The rubber meets the road again—inflated sales, inflated projections charged at electric vehicle manufacturers
Is it Groundhog Day again? Haven’t we heard about this before? An electric vehicle manufacturer that went public through a SPAC transaction is charged by the SEC with fraudulently misrepresenting the status of its products, even posting a misleading video of a truck purportedly operating on hydrogen fuel when it did not. But no, it’s not Nikola Corporation (see this PubCo post). Just this past week, in the rush to beat the shutdown and fortify the SEC’s fiscal year-end statistics, Enforcement announced two settled actions against two manufacturers of electric vehicles for misleading investors. In the first case, Hyzon Motors Inc., a maker of hydrogen fuel cell electric vehicles (FCEVs), was charged with misleading investors about the status of Hyzon’s products, business relationships and vehicle sales, agreeing to pay a civil penalty of $25 million. Two executive officers, also charged, agreed to pay civil penalties of $100,000, and $200,000. Not to mention a restatement to reverse revenue improperly recognized. According to a Regional Director, “[t]ransparency in the form of full, fair, and accurate disclosure is fundamental to the federal securities laws….The defendants allegedly violated this principle by misleading investors about virtually every aspect of Hyzon’s business.” [Emphasis added.] In the second case, the predecessor to Spruce Power Holding Corporation, XL Fleet, which provided fleet hybrid electrical vehicles, was alleged to have misled investors about its sales pipeline and revenue projections.
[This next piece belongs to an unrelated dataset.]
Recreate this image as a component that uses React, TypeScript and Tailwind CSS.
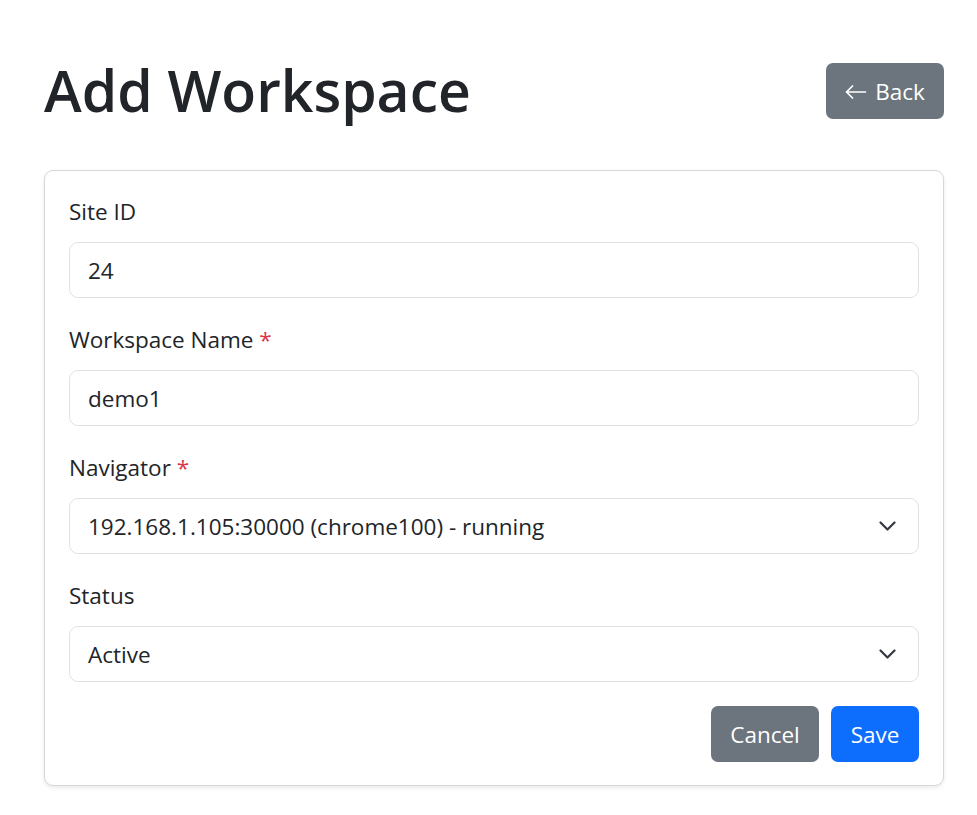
import React from "react";

const font = { fontFamily: '"Open Sans", "Noto Sans", sans-serif' };

function Chevron() {
  return (
    <svg
      className="pointer-events-none absolute right-[22px] top-1/2 -translate-y-1/2"
      width="17"
      height="10"
      viewBox="0 0 17 10"
      fill="none"
      stroke="#343a40"
      strokeWidth="2.2"
      strokeLinecap="round"
      strokeLinejoin="round"
    >
      <path d="M1.5 1.5L8.5 8.5L15.5 1.5" />
    </svg>
  );
}

function Label({ text, required }: { text: string; required?: boolean }) {
  return (
    <label className="mb-[12px] block text-[22.5px] leading-[36px] text-[#212529]">
      {text}
      {required && <span className="text-[#dc3545]"> *</span>}
    </label>
  );
}

function Field({ value }: { value: string }) {
  return (
    <div className="flex h-[56px] items-center rounded-[9px] border border-[#dee2e6] bg-white px-[18px] pt-[2px] text-[22.5px] text-[#212529]">
      {value}
    </div>
  );
}

function SelectField({ value }: { value: string }) {
  return (
    <div className="relative flex h-[56px] items-center rounded-[9px] border border-[#dee2e6] bg-white px-[18px] pt-[2px] text-[22.5px] text-[#212529]">
      {value}
      <Chevron />
    </div>
  );
}

export default function App() {
  return (
    <div className="min-h-[815px] w-full bg-white" style={font}>
      <div className="pl-[44px] pr-[33px] pt-[54px]">
        <div className="flex items-center justify-between">
          <h1 className="text-[57px] font-semibold leading-[72px] text-[#212529]">Add Workspace</h1>
          <button className="mt-[1px] flex h-[56px] w-[118px] items-center justify-center gap-[8px] rounded-[7px] bg-[#6c757d] pt-[2px] text-[22.5px] text-white">
            <svg width="22" height="14" viewBox="0 0 22 14" fill="none" stroke="white" strokeWidth="1.7" strokeLinecap="round" strokeLinejoin="round">
              <path d="M1.5 7H20.5M7.5 1L1.5 7L7.5 13" />
            </svg>
            <span>Back</span>
          </button>
        </div>
        <div className="mt-[44px] rounded-[9px] border border-[#d5d7da] bg-white px-[24px] pb-[23px] pt-[23px] shadow-[0_2px_4px_rgba(0,0,0,0.08)]">
          <div className="mb-[24px]">
            <Label text="Site ID" />
            <Field value="24" />
          </div>
          <div className="mb-[24px]">
            <Label text="Workspace Name" required />
            <Field value="demo1" />
          </div>
          <div className="mb-[24px]">
            <Label text="Navigator" required />
            <SelectField value="192.168.1.105:30000 (chrome100) - running" />
          </div>
          <div className="mb-[24px]">
            <Label text="Status" />
            <SelectField value="Active" />
          </div>
          <div className="flex justify-end gap-[12px]">
            <button className="flex h-[56px] w-[108px] items-center justify-center rounded-[7px] bg-[#6c757d] pt-[2px] text-[22.5px] text-white">
              Cancel
            </button>
            <button className="flex h-[56px] w-[88px] items-center justify-center rounded-[7px] bg-[#0d6efd] pt-[2px] text-[22.5px] text-white">
              Save
            </button>
          </div>
        </div>
      </div>
    </div>
  );
}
As the successor, Spruce agreed to pay a civil penalty of $11 million. According to the Associate Director of Enforcement, “[i]t goes without saying that investors commonly rely on revenue projections when deciding how and where to invest, and that’s perhaps especially true for investment decisions involving early-stage companies in the SPAC market….By linking its bold revenue projections to misleading claims about the company’s historical performance, XL Fleet misled investors by inhibiting their ability to differentiate between credible facts and mere aspiration.” It’s worth noting here that, in March last year, the SEC proposed new rules regarding SPACs, including rules related to the use of projections in SEC filings “to address concerns about their reliability.” (See this PubCo post.)
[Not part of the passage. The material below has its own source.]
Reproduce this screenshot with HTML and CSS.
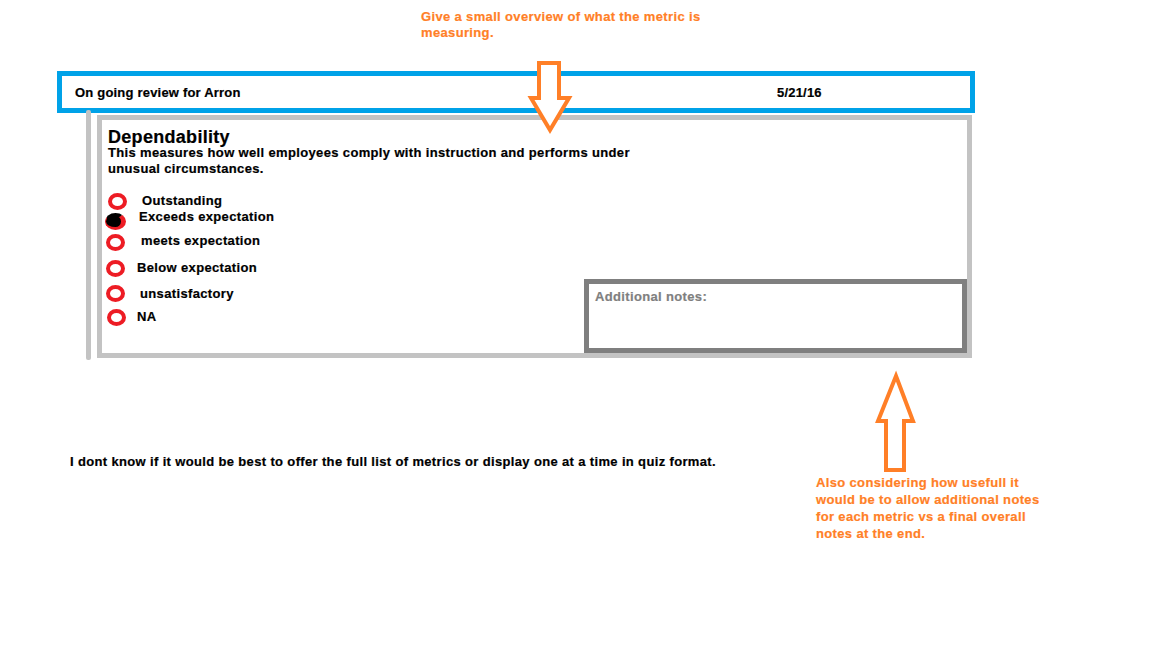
FILE: index.html
```html
<!DOCTYPE html>
<html lang="en">
<head>
<meta charset="utf-8">
<title>On going review</title>
<link rel="stylesheet" href="styles.css">
</head>
<body>
<div class="page">
  <p class="note note-top">Give a small overview of what the metric is<br>measuring.</p>

  <section class="review">
    <header class="review-head">
      <span class="name">On going review for Arron</span>
      <span class="date">5/21/16</span>
    </header>
    <div class="review-body">
      <div class="rail"></div>
      <div class="card">
        <h2 class="title">Dependability</h2>
        <p class="desc">This measures how well employees comply with instruction and performs under<br>unusual circumstances.</p>
        <div class="card-main">
          <ul class="options">
            <li class="opt"><span class="radio"></span><span class="label">Outstanding</span></li>
            <li class="opt"><span class="radio checked"></span><span class="label">Exceeds expectation</span></li>
            <li class="opt"><span class="radio"></span><span class="label">meets expectation</span></li>
            <li class="opt"><span class="radio"></span><span class="label">Below expectation</span></li>
            <li class="opt"><span class="radio"></span><span class="label">unsatisfactory</span></li>
            <li class="opt"><span class="radio"></span><span class="label">NA</span></li>
          </ul>
          <div class="notes">Additional notes:</div>
        </div>
      </div>
    </div>
  </section>

  <p class="question">I dont know if it would be best to offer the full list of metrics or display one at a time in quiz format.</p>

  <svg class="arrow arrow-down" width="50" height="80" viewBox="525 58 50 80">
    <path d="M539,63 L559,63 L559,98 L569,98 L550,130 L531,98 L539,98 Z" fill="#fff" stroke="#ff7f27" stroke-width="4" stroke-linejoin="miter"/>
  </svg>
  <svg class="arrow arrow-up" width="50" height="110" viewBox="872 368 50 110">
    <path d="M896,376 L913,421 L904,421 L904,470 L886,470 L886,421 L878,421 Z" fill="#fff" stroke="#ff7f27" stroke-width="4" stroke-linejoin="miter"/>
  </svg>

  <p class="note note-bottom">Also considering how usefull it<br>would be to allow additional notes<br>for each metric vs a final overall<br>notes at the end.</p>
</div>
</body>
</html>
```

FILE: styles.css
```css
* { box-sizing: border-box; }

html, body {
  margin: 0;
  padding: 0;
  background: #fff;
}

body {
  font-family: "Liberation Sans", Arial, sans-serif;
  font-weight: bold;
  font-size: 13px;
  line-height: 16px;
  letter-spacing: 0.35px;
  color: #000;
  -webkit-text-stroke: 0.2px currentColor;
}

.page {
  position: relative;
  width: 1152px;
  height: 648px;
  overflow: hidden;
  padding-top: 71px;
}

p, h2, ul { margin: 0; padding: 0; }

.note {
  position: absolute;
  color: #ff7f27;
}

.note-top {
  left: 421px;
  top: 9px;
  line-height: 16px;
}

.note-bottom {
  left: 816px;
  top: 474px;
  line-height: 17px;
}

.arrow {
  position: absolute;
  display: block;
}

.arrow-down { left: 525px; top: 58px; }
.arrow-up { left: 872px; top: 368px; }

.review {
  margin-left: 57px;
  width: 918px;
}

.review-head {
  display: flex;
  height: 42px;
  border: 5px solid #00a2e8;
  padding-left: 13px;
  padding-top: 1px;
  line-height: 31px;
  letter-spacing: 0.2px;
}

.name { flex: 0 0 702px; }

.review-body {
  display: flex;
  align-items: flex-start;
}

.rail {
  width: 5px;
  height: 250px;
  margin-left: 29px;
  margin-top: -3px;
  background: #c3c3c3;
  border-radius: 2px;
}

.card {
  display: flex;
  flex-direction: column;
  width: 875px;
  height: 243px;
  margin-left: 6px;
  margin-top: 2px;
  border: 5px solid #c3c3c3;
  padding: 11px 0 0 6px;
}

.title {
  font-size: 18px;
  line-height: 13px;
  font-weight: bold;
  letter-spacing: 0.3px;
}

.desc {
  margin-top: 1px;
  line-height: 16px;
}

.card-main {
  flex: 1;
  display: flex;
  align-items: flex-end;
}

.options {
  list-style: none;
  align-self: flex-start;
  margin-top: 16px;
}

.opt {
  display: flex;
  align-items: center;
  height: 16px;
}

.radio {
  position: relative;
  flex: 0 0 19px;
  width: 19px;
  height: 17px;
  border: 4px solid #ed1c24;
  border-radius: 50%;
  background: #fff;
}

.radio.checked {
  width: 21px;
  flex-basis: 21px;
  height: 17px;
  background: #000;
  border-width: 3px 5px 3px 1px;
  border-color: #000 #ed1c24 #ed1c24 #ed1c24;
}

.opt:nth-child(1) { margin-left: 0; }
.opt:nth-child(1) .label { margin-left: 15px; margin-top: -1px; }

.opt:nth-child(2) { margin-top: 4px; margin-left: -3px; }
.opt:nth-child(2) .label { margin-left: 13px; margin-top: -8px; }

.opt:nth-child(3) { margin-top: 5px; margin-left: -2px; }
.opt:nth-child(3) .label { margin-left: 16px; margin-top: -3px; }

.opt:nth-child(4) { margin-top: 10px; margin-left: -2px; }
.opt:nth-child(4) .label { margin-left: 12px; }

.opt:nth-child(5) { margin-top: 9px; margin-left: -2px; }
.opt:nth-child(5) .label { margin-left: 15px; margin-top: 1px; }

.opt:nth-child(6) { margin-top: 8px; margin-left: -1px; }
.opt:nth-child(6) .label { margin-left: 11px; }

.notes {
  margin-left: auto;
  width: 383px;
  height: 74px;
  border: 5px solid #7f7f7f;
  padding: 5px 0 0 6px;
  color: #7f7f7f;
}

.question {
  margin-top: 94px;
  margin-left: 70px;
}
```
Under Armour’s failure to disclose order “pull forwards” comes under fire at the SEC
On Monday, the SEC announced settled charges against Under Armour, Inc., a manufacturer of sports apparel, for misleading investors by failing to disclose material information about its “revenue management practices.” According to the Order, Under Armour had established a reputation for consistent revenue growth that exceeded analysts’ consensus estimates. But when internal forecasts began to indicate that it would miss those estimates, the company sought to close the gap by accelerating—“pulling forward”—existing orders that had been scheduled by customers for future quarters. Although this practice continued for six quarters, the SEC charged, the company failed to disclose this pull-forward practice as a driver of its revenue growth nor did it disclose the “known uncertainty” that this practice created with regard to revenues in future quarters. It’s worth noting that the SEC’s charges related solely to disclosure failures; the Order expressly indicated that the SEC did “not make any findings that revenue from these sales was not recorded in accordance with [GAAP].” Under Armour agreed to pay $9 million to settle the action.
SEC charges Sequential Brands with failure to take goodwill impairment charges
The SEC has just filed a complaint against Sequential Brands Group, Inc., a brand management company, for failing to take timely and appropriate goodwill impairment charges as required by GAAP and the federal securities laws, despite “clear evidence of goodwill impairment” (according to the press release). As a result, the SEC alleges, the company “materially understated its operating expenses and net loss and materially overstated its income from operations, goodwill, and total assets” in its SEC filings, turning “a net loss into income” for financial statement purposes.
SEC brings settled charges against GE for disclosure violations and inadequate accounting and disclosure controls
Right on the heels of the SEC’s action against Cheesecake Factory for misleading public statements regarding its financial performance (see this PubCo post) comes this settled action against General Electric Company—also for misleading public statements about its financial performance. In this action, the SEC alleged that GE failed to provide material information that would have allowed investors to understand how it was generating profits and cash flow in two key segments, power and insurance, the quality of those earnings and the underlying risks. And, as challenges in these segments were later disclosed, the company’s stock price fell almost 75%. As reported in the WSJ, the SEC and DOJ were “investigating GE’s accounting for about two years after the company disclosed large write-downs tied to its insurance business and its power business. The SEC had warned GE in September that it was preparing civil charges, and GE said it had set aside $100 million to resolve the matter.” That reserve turned out to be somewhat optimistic—a bit like some of GE’s insurance reserves—as the final civil penalty was actually $200 million. It’s worth noting here that, as stated in GE’s 8-K regarding the settlement, in its Order, the SEC “makes no allegation that prior period financial statements were misstated. This settlement does not require corrections or restatements of GE’s previously reported financial statements, and GE stands behind its financial reporting.” That is, in the end, the charges were not about funny accounting—even though some might question certain of the judgments—they were about the disclosures about the accounting, the controls over the accounting and the controls over the disclosures.